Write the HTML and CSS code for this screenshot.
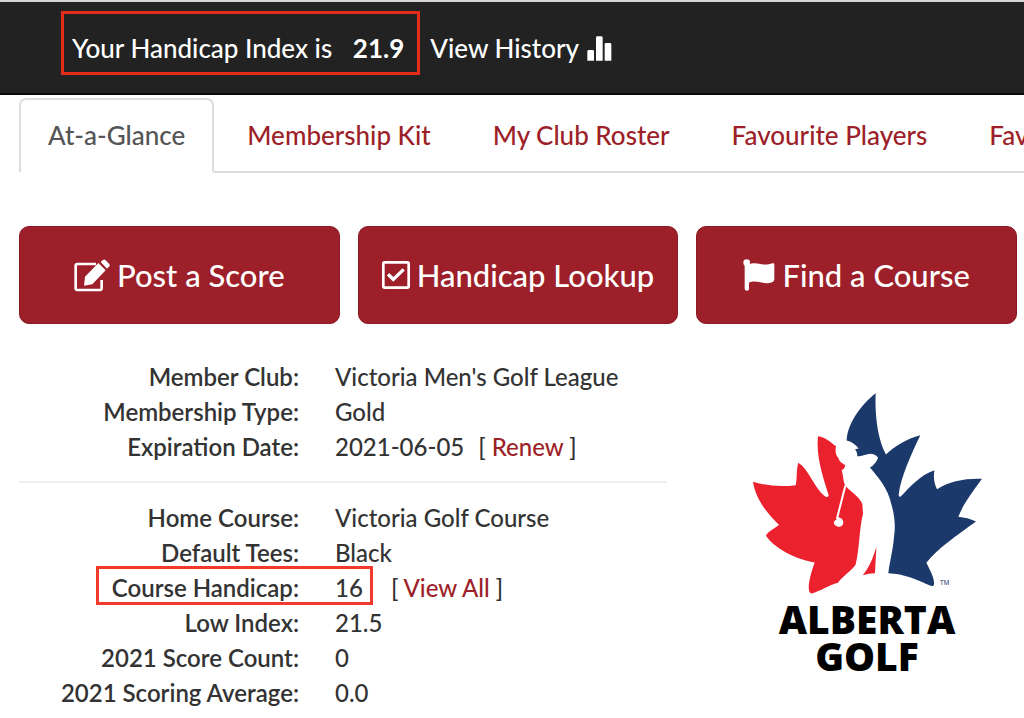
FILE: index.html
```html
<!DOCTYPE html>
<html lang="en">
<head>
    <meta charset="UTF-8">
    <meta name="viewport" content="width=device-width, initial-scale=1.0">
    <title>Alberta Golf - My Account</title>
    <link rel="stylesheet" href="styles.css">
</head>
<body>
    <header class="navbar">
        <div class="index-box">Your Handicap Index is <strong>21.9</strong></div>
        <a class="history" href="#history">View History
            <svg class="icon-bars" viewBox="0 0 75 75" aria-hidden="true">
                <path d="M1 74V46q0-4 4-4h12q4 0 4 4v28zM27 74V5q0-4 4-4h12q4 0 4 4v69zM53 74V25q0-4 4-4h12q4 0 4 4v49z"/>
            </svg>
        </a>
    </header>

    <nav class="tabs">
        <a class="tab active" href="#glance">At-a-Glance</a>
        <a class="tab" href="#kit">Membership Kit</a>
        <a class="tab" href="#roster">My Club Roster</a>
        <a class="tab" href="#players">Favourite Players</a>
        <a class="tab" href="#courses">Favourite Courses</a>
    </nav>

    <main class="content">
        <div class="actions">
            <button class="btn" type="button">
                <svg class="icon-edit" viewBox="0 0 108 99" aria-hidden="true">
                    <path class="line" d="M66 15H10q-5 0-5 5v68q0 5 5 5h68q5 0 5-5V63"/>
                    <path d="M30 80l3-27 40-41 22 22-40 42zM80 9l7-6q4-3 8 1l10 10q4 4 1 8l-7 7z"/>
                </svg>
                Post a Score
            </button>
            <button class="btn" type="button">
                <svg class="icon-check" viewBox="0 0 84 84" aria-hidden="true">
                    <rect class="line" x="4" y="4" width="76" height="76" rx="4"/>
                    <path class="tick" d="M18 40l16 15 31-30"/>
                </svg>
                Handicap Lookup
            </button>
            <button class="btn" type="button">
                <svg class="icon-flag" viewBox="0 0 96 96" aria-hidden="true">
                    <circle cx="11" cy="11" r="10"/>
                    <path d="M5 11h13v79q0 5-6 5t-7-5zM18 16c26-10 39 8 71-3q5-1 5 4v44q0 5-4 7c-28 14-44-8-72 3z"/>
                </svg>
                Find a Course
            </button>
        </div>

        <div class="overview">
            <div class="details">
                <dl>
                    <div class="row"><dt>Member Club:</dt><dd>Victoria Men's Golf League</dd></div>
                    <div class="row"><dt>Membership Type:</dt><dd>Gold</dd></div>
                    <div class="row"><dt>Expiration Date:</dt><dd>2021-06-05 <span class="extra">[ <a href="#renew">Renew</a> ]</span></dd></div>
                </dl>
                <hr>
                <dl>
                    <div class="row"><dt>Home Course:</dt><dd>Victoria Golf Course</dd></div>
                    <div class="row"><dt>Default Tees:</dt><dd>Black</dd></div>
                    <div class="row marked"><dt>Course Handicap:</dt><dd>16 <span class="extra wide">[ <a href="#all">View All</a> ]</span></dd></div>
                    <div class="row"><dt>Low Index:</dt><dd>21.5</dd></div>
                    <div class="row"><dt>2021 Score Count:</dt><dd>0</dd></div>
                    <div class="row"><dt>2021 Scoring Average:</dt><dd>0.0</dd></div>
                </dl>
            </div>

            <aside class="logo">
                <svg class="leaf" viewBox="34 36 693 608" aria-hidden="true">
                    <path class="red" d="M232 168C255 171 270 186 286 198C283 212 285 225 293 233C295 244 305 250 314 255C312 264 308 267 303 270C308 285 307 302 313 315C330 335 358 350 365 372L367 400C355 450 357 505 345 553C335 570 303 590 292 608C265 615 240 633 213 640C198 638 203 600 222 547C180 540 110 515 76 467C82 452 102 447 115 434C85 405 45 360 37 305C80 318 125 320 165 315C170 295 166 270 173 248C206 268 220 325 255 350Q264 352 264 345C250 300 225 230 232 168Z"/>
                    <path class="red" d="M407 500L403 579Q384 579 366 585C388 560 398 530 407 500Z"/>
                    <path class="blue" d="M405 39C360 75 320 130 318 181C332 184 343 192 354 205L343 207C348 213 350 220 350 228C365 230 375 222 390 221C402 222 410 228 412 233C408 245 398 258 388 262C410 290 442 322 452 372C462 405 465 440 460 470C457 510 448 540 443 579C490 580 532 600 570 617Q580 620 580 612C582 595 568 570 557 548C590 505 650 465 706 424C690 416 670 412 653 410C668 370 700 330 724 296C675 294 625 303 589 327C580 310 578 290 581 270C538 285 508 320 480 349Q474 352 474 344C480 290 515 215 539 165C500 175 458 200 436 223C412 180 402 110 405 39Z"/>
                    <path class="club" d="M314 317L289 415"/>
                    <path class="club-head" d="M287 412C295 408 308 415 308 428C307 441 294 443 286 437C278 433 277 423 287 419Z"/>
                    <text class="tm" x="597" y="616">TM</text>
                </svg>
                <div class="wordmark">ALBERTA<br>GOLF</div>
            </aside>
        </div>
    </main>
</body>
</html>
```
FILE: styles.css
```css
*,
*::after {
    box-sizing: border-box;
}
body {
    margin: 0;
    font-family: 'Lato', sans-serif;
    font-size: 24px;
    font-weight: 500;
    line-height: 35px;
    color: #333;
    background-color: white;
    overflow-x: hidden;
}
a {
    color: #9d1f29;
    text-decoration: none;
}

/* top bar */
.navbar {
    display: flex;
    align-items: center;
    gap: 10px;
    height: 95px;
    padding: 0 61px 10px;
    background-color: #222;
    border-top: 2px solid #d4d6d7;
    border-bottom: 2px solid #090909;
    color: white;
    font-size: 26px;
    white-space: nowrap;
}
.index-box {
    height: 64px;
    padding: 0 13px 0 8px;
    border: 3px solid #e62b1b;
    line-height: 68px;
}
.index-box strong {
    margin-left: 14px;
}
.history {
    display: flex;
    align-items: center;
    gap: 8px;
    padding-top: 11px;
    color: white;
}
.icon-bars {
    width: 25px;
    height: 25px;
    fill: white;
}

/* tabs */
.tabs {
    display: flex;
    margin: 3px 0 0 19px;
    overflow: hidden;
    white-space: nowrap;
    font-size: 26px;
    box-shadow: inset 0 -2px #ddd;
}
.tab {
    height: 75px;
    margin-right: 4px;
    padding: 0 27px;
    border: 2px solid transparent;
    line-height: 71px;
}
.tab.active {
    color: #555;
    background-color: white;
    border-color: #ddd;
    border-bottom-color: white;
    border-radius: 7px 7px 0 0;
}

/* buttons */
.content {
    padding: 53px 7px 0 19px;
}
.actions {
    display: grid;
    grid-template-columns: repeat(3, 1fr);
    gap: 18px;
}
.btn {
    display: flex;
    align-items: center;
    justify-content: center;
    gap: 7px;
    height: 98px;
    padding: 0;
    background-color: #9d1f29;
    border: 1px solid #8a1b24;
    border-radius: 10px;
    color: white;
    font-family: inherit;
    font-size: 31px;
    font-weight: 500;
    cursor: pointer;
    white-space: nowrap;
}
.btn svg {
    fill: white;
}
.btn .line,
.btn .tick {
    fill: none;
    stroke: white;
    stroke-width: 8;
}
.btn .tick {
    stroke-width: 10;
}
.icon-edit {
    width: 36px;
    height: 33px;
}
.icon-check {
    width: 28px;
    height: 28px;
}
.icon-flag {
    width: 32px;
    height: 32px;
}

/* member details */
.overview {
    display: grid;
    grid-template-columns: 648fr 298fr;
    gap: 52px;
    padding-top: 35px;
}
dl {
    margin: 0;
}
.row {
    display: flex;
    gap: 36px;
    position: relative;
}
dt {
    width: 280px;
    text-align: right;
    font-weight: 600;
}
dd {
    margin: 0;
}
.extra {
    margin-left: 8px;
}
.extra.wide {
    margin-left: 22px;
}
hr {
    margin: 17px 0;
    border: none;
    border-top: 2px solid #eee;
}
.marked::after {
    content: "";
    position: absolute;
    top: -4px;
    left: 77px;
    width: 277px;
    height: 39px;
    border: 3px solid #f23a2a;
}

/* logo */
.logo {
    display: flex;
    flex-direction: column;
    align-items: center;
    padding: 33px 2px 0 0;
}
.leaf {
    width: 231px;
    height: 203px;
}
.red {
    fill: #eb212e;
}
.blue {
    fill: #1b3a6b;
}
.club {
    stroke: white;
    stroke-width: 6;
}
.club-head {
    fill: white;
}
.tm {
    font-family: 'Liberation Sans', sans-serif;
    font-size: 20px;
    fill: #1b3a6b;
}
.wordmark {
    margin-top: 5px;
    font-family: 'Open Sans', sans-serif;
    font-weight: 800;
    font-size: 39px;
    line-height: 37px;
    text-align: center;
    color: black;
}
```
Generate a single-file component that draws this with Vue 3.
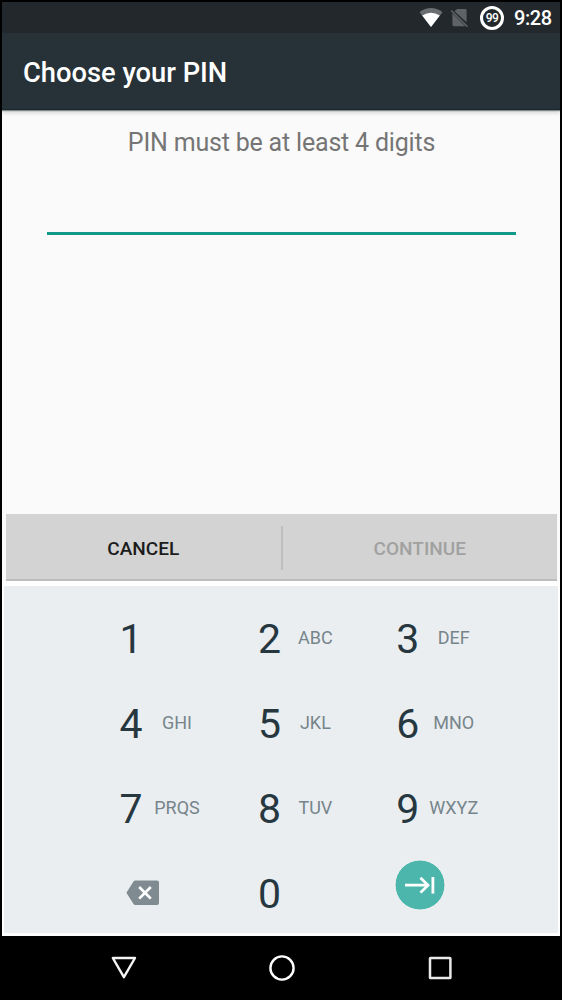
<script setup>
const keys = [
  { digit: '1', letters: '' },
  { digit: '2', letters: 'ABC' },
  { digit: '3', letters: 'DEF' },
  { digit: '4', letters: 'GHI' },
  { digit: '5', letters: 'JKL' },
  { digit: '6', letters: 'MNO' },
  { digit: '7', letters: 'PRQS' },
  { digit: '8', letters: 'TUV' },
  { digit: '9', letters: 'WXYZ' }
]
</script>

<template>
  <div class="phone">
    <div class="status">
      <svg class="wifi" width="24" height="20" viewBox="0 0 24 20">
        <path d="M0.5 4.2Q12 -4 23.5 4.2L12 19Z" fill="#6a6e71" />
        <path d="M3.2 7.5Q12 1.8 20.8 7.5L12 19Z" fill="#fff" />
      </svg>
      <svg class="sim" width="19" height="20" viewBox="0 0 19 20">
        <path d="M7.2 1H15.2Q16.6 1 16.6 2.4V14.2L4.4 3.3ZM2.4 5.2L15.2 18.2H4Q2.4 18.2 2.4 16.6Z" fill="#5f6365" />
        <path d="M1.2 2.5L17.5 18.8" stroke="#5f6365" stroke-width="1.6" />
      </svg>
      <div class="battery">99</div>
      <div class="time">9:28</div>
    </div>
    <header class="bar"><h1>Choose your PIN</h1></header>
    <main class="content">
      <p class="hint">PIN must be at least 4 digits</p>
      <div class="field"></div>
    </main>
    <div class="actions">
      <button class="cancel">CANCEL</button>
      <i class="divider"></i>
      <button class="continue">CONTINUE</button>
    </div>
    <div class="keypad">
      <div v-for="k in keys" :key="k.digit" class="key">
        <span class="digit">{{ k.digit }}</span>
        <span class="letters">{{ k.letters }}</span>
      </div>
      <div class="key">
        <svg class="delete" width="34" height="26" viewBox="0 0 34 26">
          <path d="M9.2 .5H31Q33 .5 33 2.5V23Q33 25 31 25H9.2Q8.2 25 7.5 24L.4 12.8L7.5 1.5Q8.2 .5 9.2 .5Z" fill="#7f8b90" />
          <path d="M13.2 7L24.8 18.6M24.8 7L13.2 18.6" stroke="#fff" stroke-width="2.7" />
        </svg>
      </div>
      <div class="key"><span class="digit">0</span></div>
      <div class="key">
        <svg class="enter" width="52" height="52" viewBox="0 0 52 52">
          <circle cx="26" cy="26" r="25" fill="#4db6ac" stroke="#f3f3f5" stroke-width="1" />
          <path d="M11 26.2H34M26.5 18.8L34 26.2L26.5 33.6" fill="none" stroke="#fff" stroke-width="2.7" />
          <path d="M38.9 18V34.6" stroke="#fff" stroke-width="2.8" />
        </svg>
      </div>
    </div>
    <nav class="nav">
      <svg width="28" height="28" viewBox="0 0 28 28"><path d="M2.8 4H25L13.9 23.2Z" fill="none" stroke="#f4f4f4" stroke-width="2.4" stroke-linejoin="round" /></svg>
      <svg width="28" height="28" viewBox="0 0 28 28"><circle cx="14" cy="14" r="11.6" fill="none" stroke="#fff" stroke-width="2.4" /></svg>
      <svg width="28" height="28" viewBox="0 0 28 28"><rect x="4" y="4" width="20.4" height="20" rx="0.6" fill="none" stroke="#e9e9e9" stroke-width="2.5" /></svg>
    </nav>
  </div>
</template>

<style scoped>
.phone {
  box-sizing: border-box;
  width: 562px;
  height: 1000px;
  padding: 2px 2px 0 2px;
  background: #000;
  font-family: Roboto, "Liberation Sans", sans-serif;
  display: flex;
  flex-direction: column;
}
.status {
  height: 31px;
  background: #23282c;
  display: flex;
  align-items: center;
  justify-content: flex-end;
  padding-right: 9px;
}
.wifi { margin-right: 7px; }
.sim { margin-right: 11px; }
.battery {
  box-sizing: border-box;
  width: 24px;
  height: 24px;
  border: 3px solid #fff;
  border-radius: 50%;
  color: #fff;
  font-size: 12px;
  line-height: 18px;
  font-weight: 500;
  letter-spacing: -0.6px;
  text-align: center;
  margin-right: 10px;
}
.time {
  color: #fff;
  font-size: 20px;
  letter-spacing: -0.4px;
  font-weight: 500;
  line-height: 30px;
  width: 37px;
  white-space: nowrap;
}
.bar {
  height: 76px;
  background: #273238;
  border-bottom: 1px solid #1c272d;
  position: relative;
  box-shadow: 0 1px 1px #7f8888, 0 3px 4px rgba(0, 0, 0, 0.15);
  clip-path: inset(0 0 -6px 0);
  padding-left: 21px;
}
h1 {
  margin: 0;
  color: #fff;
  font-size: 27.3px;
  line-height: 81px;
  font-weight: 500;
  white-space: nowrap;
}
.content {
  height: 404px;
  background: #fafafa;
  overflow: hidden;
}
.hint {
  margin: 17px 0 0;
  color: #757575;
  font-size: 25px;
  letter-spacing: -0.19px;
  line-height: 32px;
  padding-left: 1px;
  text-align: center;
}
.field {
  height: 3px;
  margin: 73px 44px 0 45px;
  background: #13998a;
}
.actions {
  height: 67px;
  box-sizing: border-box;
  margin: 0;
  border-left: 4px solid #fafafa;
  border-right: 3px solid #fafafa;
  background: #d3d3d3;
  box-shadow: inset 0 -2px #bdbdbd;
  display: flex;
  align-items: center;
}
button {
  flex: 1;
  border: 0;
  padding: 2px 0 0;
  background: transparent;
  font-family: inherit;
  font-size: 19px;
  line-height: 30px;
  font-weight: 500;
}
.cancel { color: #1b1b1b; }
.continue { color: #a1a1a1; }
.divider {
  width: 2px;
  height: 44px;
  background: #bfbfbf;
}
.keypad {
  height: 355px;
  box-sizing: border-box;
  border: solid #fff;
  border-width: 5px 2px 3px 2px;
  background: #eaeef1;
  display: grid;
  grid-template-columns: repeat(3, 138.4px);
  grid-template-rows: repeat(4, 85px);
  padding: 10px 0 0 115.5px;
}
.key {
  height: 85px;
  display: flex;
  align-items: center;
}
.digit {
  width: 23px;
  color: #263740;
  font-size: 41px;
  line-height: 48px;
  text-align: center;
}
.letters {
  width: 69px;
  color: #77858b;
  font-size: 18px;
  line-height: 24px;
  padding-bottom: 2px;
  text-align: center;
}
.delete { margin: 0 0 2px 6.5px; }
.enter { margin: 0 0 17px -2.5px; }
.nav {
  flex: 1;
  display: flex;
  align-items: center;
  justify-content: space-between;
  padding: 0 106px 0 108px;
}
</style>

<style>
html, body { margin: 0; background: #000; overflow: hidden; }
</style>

> [INSTRUCTIONS TO FOLLOW]: List the lines of the material in which the word "this" occurs.

> [REPLY]:
Write the HTML and CSS code for this screenshot.
Generate a single-file component that draws this with Vue 3.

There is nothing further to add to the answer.